The results were obtained by Kevin Baines, a Cassini team scientists based at NASA’s Jet Propulsion Laboratory, Pasadena California, and colleagues Bob Carlson and Tom Momary, after the team re-examined data obtained from Cassini’s December 2000 Jupiter flyby and performed a series of in-house experiments aiming to duplicate the color.

The researchers blasted gases known to exist on Jupiter, ammonia and acetylene, with ultraviolet light to simulate the sun’s effects on the materials preset at the height of the planet’s big Great Red Spot. The end result was a reddish material that bore an uncanny resemblance to the Great Red Spot as it was observed by Cassini’s Visible and Infrared Mapping Spectrometer (VIMS). They observed that the light-scattering properties of their red concoction accurately matched a model of the Great Red Spot in which the red-colored material is restrained to the uppermost reaches of the giant cyclone-like feature.

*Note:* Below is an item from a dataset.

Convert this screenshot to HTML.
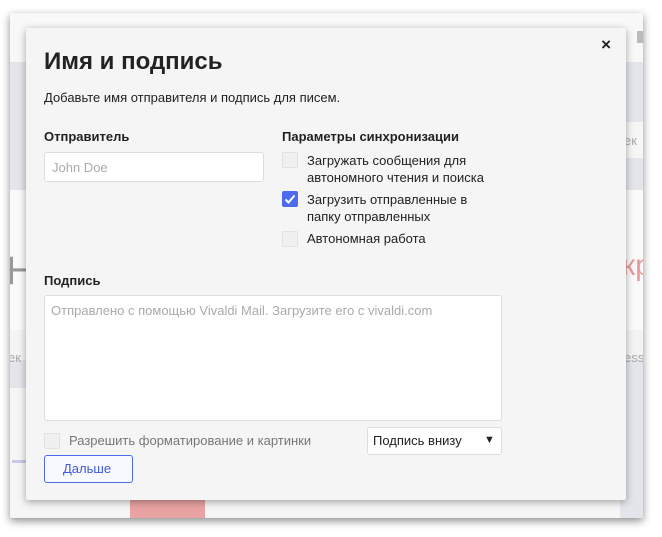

“Our models suggest most of the Great Red Spot is actually pretty bland in color, beneath the upper cloud layer of reddish material,” said Baines. “Under the reddish 'sunburn' the clouds are probably whitish or grayish.” The appearance of a coloring agent at the top of the clouds is inconsistent with the previous theory which states that the spot is red due to upwelling chemicals formed beneath the cloud layers. Baines asserts that if that were the case, then the red spot would much significantly redder.

Scientists are interested in studying Jupiter’s atmosphere because hues in the planet’s clouds reveal different combinations of elements, which in turn allude to the planet’s elemental make-up.